Before you decide on the wonderful equipment that you have seen in an advertisement or a electronics store, consider your home and your possible setup. This will be the most important part in making the choice.
Many people are tempted to think that a bigger screen would be more enjoyable. Although this sounds correct, it may not be the case. The viewing distance, which is the distance from your couch (or bed) to your TV, will dictate the optimum size for your screen choice. Check out Simon Hill’s article in which he gives a clear chart of screen size vs. display size.

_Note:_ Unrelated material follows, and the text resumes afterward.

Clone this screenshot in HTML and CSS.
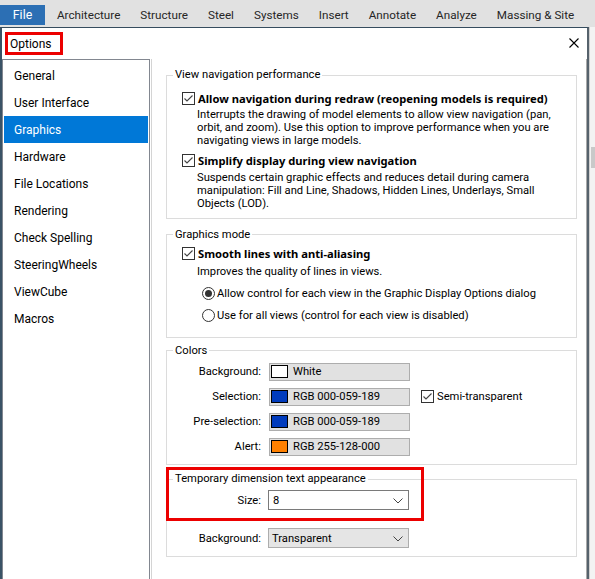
FILE: index.html
```html
<!DOCTYPE html>
<html lang="en">
<head>
    <meta charset="UTF-8">
    <title>Options</title>
    <link rel="stylesheet" href="styles.css">
</head>
<body>
    <header class="ribbon">
        <span class="tab tab-file">File</span>
        <span class="tab">Architecture</span>
        <span class="tab">Structure</span>
        <span class="tab">Steel</span>
        <span class="tab">Systems</span>
        <span class="tab">Insert</span>
        <span class="tab">Annotate</span>
        <span class="tab">Analyze</span>
        <span class="tab">Massing &amp; Site</span>
    </header>

    <div class="workspace">
        <div class="dialog">
            <div class="dialog-title">
                <span class="title-text">Options</span>
                <span class="mark mark-title"></span>
                <svg class="close" width="10" height="10" viewBox="0 0 10 10">
                    <path d="M0.5 0.5 L9.5 9.5 M9.5 0.5 L0.5 9.5" stroke="#000" stroke-width="1.1" fill="none"/>
                </svg>
            </div>

            <div class="dialog-body">
                <ul class="nav">
                    <li>General</li>
                    <li>User Interface</li>
                    <li class="active">Graphics</li>
                    <li>Hardware</li>
                    <li>File Locations</li>
                    <li>Rendering</li>
                    <li>Check Spelling</li>
                    <li>SteeringWheels</li>
                    <li>ViewCube</li>
                    <li>Macros</li>
                </ul>

                <div class="panel">
                    <fieldset class="group group-nav">
                        <legend>View navigation performance</legend>
                        <div class="option">
                            <div class="check-row">
                                <span class="box checked"></span>
                                <b>Allow navigation during redraw (reopening models is required)</b>
                            </div>
                            <p class="desc">Interrupts the drawing of model elements to allow view navigation (pan,<br>orbit, and zoom). Use this option to improve performance when you are<br>navigating views in large models.</p>
                        </div>
                        <div class="option">
                            <div class="check-row">
                                <span class="box checked"></span>
                                <b>Simplify display during view navigation</b>
                            </div>
                            <p class="desc">Suspends certain graphic effects and reduces detail during camera<br>manipulation: Fill and Line, Shadows, Hidden Lines, Underlays, Small<br>Objects (LOD).</p>
                        </div>
                    </fieldset>

                    <fieldset class="group group-mode">
                        <legend>Graphics mode</legend>
                        <div class="option">
                            <div class="check-row">
                                <span class="box checked"></span>
                                <b>Smooth lines with anti-aliasing</b>
                            </div>
                            <p class="desc">Improves the quality of lines in views.</p>
                        </div>
                        <div class="radios">
                            <div class="radio-row"><span class="radio selected"></span>Allow control for each view in the Graphic Display Options dialog</div>
                            <div class="radio-row"><span class="radio"></span>Use for all views (control for each view is disabled)</div>
                        </div>
                    </fieldset>

                    <fieldset class="group group-colors">
                        <legend>Colors</legend>
                        <div class="form-grid colors">
                            <span class="field-label">Background:</span>
                            <span class="color-btn"><span class="swatch swatch-white"></span>White</span>
                            <span></span>

                            <span class="field-label">Selection:</span>
                            <span class="color-btn"><span class="swatch swatch-blue"></span>RGB 000-059-189</span>
                            <span class="check-row semi"><span class="box checked"></span>Semi-transparent</span>

                            <span class="field-label">Pre-selection:</span>
                            <span class="color-btn"><span class="swatch swatch-blue"></span>RGB 000-059-189</span>
                            <span></span>

                            <span class="field-label">Alert:</span>
                            <span class="color-btn"><span class="swatch swatch-orange"></span>RGB 255-128-000</span>
                            <span></span>
                        </div>
                    </fieldset>

                    <fieldset class="group group-temp">
                        <legend>Temporary dimension text appearance</legend>
                        <div class="form-grid temp">
                            <span class="field-label">Size:</span>
                            <span class="select select-white">8<svg class="chevron" width="10" height="6" viewBox="0 0 10 6"><path d="M0.5 0.5 L5 5 L9.5 0.5" stroke="#444" fill="none"/></svg></span>

                            <span class="field-label">Background:</span>
                            <span class="select">Transparent<svg class="chevron" width="10" height="6" viewBox="0 0 10 6"><path d="M0.5 0.5 L5 5 L9.5 0.5" stroke="#444" fill="none"/></svg></span>
                        </div>
                    </fieldset>

                    <span class="mark mark-temp"></span>
                </div>
            </div>
        </div>

        <div class="app-edge">
            <span class="edge-bar"></span>
        </div>
    </div>
</body>
</html>
```

FILE: styles.css
```css
* {
    box-sizing: border-box;
}

body {
    margin: 0;
    width: 595px;
    height: 579px;
    overflow: hidden;
    font-family: Roboto, "Noto Sans", sans-serif;
    font-size: 11.2px;
    color: #000;
    background-color: #f0f0f0;
}

b {
    font-family: "Noto Sans", sans-serif;
    font-weight: bold;
}

/* ribbon */
.ribbon {
    height: 27px;
    display: flex;
    align-items: flex-end;
    padding-bottom: 2px;
    background-color: #e1e1e1;
}

.tab {
    flex-shrink: 0;
    font-size: 11.7px;
    line-height: 20px;
    padding: 0 10px;
    color: #262626;
    white-space: nowrap;
}

.tab-file {
    width: 45px;
    margin-right: 2px;
    padding: 0;
    font-size: 12.4px;
    text-align: center;
    background-color: #2c6fb4;
    color: #fff;
}

/* dialog */
.workspace {
    display: flex;
    height: 552px;
}

.dialog {
    width: 589px;
    flex-shrink: 0;
    display: flex;
    flex-direction: column;
    background-color: #fff;
    border-top: 1px solid #354c5e;
    border-left: 2px solid #3a5366;
    border-right: 2px solid #56626c;
}

.dialog-title {
    position: relative;
    height: 31px;
    flex-shrink: 0;
    display: flex;
    align-items: center;
    justify-content: space-between;
    padding: 0 8px;
    font-size: 12px;
}

.close {
    margin-top: -2px;
}

.dialog-body {
    flex: 1;
    display: flex;
    min-height: 0;
}

.nav {
    width: 148px;
    flex-shrink: 0;
    margin: 0;
    padding: 2px 1px;
    list-style: none;
    font-size: 12px;
    border: 1px solid #828790;
    border-bottom: none;
}

.nav li {
    height: 27px;
    line-height: 28px;
    padding-left: 10px;
}

.nav li.active {
    background-color: #0078d7;
    color: #fff;
}

.panel {
    position: relative;
    flex: 1;
    margin-left: 1px;
    padding: 8px 9px 0 14px;
    border-left: 1px solid #d4d4d4;
    border-right: 1px solid #a9a9a9;
}

/* group boxes */
.group {
    margin: 0 0 8px;
    padding: 0 8px 8px 6px;
    border: 1px solid #dcdcdc;
}

.group legend {
    line-height: 16px;
    padding: 0 2px;
}

.group-nav .option:first-of-type {
    margin-top: 7px;
}

.group-nav .option + .option {
    margin-top: 5.5px;
}

.group-mode {
    margin-bottom: 5px;
}

.group-mode .option {
    margin-top: 3px;
}

.group-mode .desc {
    margin-top: 3px;
}

.group-colors {
    margin-bottom: 6px;
    padding-bottom: 8.5px;
}

.option {
    padding-left: 9px;
}

.check-row {
    display: flex;
    align-items: center;
    gap: 3px;
    height: 16px;
    white-space: nowrap;
}

.desc {
    margin: 2px 0 0 15px;
    line-height: 13px;
    white-space: nowrap;
}

.box {
    width: 13px;
    height: 13px;
    flex-shrink: 0;
    border: 1px solid #333;
    background: #fff;
}

.box.checked {
    background: #fff url("data:image/svg+xml,%3Csvg xmlns='http://www.w3.org/2000/svg' width='11' height='11' viewBox='0 0 11 11'%3E%3Cpath d='M1.5 5.5 L4 8 L9.5 2.5' stroke='%23444' stroke-width='1.1' fill='none'/%3E%3C/svg%3E") center / 11px 11px no-repeat;
}

.radios {
    padding: 8px 0 5px 29px;
    display: flex;
    flex-direction: column;
    gap: 6px;
}

.radio-row {
    display: flex;
    align-items: center;
    gap: 2px;
    height: 16px;
    white-space: nowrap;
}

.radio {
    width: 13px;
    height: 13px;
    flex-shrink: 0;
    border: 1px solid #333;
    border-radius: 50%;
    display: flex;
    align-items: center;
    justify-content: center;
}

.radio.selected::after {
    content: "";
    width: 7px;
    height: 7px;
    border-radius: 50%;
    background-color: #333;
}

/* label / control grids */
.form-grid {
    display: grid;
    grid-template-columns: 88px 141px auto;
    column-gap: 8px;
    align-items: center;
}

.colors {
    margin-top: 4px;
    row-gap: 7px;
}

.temp {
    margin-top: 3px;
    row-gap: 18px;
    grid-template-columns: 88px 141px;
    column-gap: 7px;
}

.field-label {
    text-align: right;
    white-space: nowrap;
}

.color-btn {
    height: 18px;
    display: flex;
    align-items: center;
    gap: 5px;
    padding-left: 1px;
    background-color: #e1e1e1;
    border: 1px solid #adadad;
    white-space: nowrap;
}

.swatch {
    width: 17px;
    height: 13px;
    border: 1px solid #000;
}

.swatch-white { background-color: #fff; }
.swatch-blue { background-color: #003bbd; }
.swatch-orange { background-color: #ff8000; }

.semi {
    padding-left: 3px;
}

.select {
    position: relative;
    height: 20px;
    display: flex;
    align-items: center;
    padding-left: 3px;
    background-color: #e5e5e5;
    border: 1px solid #adadad;
}

.select-white {
    padding-left: 4px;
    background-color: #fff;
    border-color: #7a7a7a;
}

.chevron {
    position: absolute;
    right: 5px;
    top: 7px;
}

/* red call-out boxes */
.mark {
    position: absolute;
    border: 3px solid #ec0000;
}

.mark-title {
    left: 3px;
    top: 4px;
    width: 58px;
    height: 23px;
}

.mark-temp {
    left: 14px;
    top: 408px;
    width: 258px;
    height: 54px;
}

/* bit of the main window behind the dialog */
.app-edge {
    flex: 1;
    position: relative;
    background-color: #f3f3f3;
    border-left: 1px solid #cfcfcf;
}

.edge-bar {
    position: absolute;
    left: 1px;
    right: 0;
    top: 120px;
    height: 21px;
    background-color: #c9c9c9;
}
```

For watching any video, a clear view is preferable to a bigger size (to test this, maximize a low-quality YouTube video and see the results yourself). Therefore, if you do not have available viewing distance, you will have pixelated movies in your latest and greatest equipment and no pleasure from watching it. Moving the projector closer to the wall to optimize the video size (you can reduce the image to 60 inches diagonally), and then having a projector makes no sense; you can buy an LCD for a better price. Therefore, before choosing your projector, make sure that you have enough viewing distance. In addition, you also have to check the light level, or luminosity. If the room where you will place the projector receives strong sunlight, then the projector’s image brightness will be reduced as the sunlight will have a counter effect. Therefore, if you have a relatively darker room with enough viewing distance, then you may consider going with a projector, most possibly with a DLP.
If you do not have such a room or you want to go with a more generic solution, then an LCD TV will probably be a better solution. At the beginning, LCD TVs had many shortcomings such as response times and color spaces compared to plasma TVs. After a few years, though, manufacturers overcame these shortcomings. The manufacturer’s elimination of such issues was a big threat against the plasma TVs. That is why you see fewer plasma TV models in stores today. Plus, factor in the power consumption of plasma TVs, which are very high compared to LCDs and there are practically no reasons to go for a plasma TV. That said, our choices narrow to DLP and LCD.
Finally, consider the connection opportunities, including where you will place your LCD or DLP and how you will connect it. You will not want your HDMI cables running up to the ceiling in the middle of the room or you will not want your display to be distorted in every touch to the DLP’s table. Take a good look at the room, note the plugs and connections and then go for your final purchasing decision.
Which one is better, DLP or LCD? It depends on all the factors above; there is no clear winner in all conditions. However, if you simply cannot make a decision, go for LCD. It is safer and cheaper in the long run.